Instruction: Search the material for the word "page" and copy each line that holds it.

Source records:
══════
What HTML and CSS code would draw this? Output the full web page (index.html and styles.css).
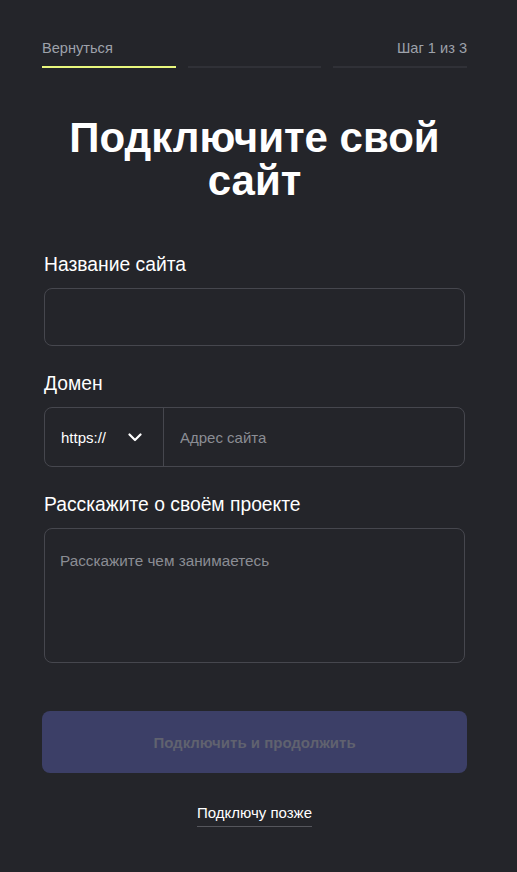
══════
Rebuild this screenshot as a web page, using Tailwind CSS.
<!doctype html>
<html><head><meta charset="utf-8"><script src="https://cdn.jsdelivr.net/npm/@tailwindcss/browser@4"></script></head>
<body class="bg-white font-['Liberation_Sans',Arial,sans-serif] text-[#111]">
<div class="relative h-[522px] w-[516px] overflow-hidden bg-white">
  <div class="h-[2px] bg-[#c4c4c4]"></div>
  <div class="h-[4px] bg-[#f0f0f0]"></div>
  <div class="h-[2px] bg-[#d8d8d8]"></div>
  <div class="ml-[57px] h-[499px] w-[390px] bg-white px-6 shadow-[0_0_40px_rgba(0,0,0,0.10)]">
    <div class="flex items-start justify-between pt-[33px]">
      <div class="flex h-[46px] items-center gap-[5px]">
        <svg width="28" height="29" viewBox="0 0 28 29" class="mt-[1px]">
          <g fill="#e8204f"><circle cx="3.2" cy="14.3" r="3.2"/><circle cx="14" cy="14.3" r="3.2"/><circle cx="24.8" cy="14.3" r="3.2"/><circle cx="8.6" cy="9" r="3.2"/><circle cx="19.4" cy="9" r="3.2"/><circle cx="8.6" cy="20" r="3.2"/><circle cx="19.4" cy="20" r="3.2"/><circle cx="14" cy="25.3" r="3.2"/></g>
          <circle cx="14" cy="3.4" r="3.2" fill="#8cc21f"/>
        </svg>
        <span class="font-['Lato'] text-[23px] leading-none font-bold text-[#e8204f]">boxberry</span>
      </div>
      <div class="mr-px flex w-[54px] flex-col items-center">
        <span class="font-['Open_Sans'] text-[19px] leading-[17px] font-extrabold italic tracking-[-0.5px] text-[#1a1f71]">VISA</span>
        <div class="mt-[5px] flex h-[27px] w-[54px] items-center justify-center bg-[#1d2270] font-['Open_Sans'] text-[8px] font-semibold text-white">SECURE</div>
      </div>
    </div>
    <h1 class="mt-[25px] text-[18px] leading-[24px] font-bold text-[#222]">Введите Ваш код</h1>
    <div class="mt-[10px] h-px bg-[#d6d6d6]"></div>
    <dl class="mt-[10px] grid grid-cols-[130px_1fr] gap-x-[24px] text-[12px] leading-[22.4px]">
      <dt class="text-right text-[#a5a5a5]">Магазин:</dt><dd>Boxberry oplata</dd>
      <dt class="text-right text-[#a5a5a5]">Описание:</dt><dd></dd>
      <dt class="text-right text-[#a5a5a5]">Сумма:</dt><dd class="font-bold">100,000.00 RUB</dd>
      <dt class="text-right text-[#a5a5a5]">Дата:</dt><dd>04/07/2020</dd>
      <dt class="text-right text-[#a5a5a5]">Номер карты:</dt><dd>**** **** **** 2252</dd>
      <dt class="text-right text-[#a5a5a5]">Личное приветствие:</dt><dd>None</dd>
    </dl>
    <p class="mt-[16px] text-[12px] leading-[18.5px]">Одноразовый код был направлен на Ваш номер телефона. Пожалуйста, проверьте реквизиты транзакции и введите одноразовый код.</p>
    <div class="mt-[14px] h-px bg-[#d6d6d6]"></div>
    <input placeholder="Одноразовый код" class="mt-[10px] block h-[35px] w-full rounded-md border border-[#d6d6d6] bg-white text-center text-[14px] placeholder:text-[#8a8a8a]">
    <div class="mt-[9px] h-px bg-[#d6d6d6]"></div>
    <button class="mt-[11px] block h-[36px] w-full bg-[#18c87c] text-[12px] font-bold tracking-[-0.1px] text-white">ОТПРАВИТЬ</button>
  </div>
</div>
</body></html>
══════
Response below:
What HTML and CSS code would draw this? Output the full web page (index.html and styles.css).
Rebuild this screenshot as a web page, using Tailwind CSS.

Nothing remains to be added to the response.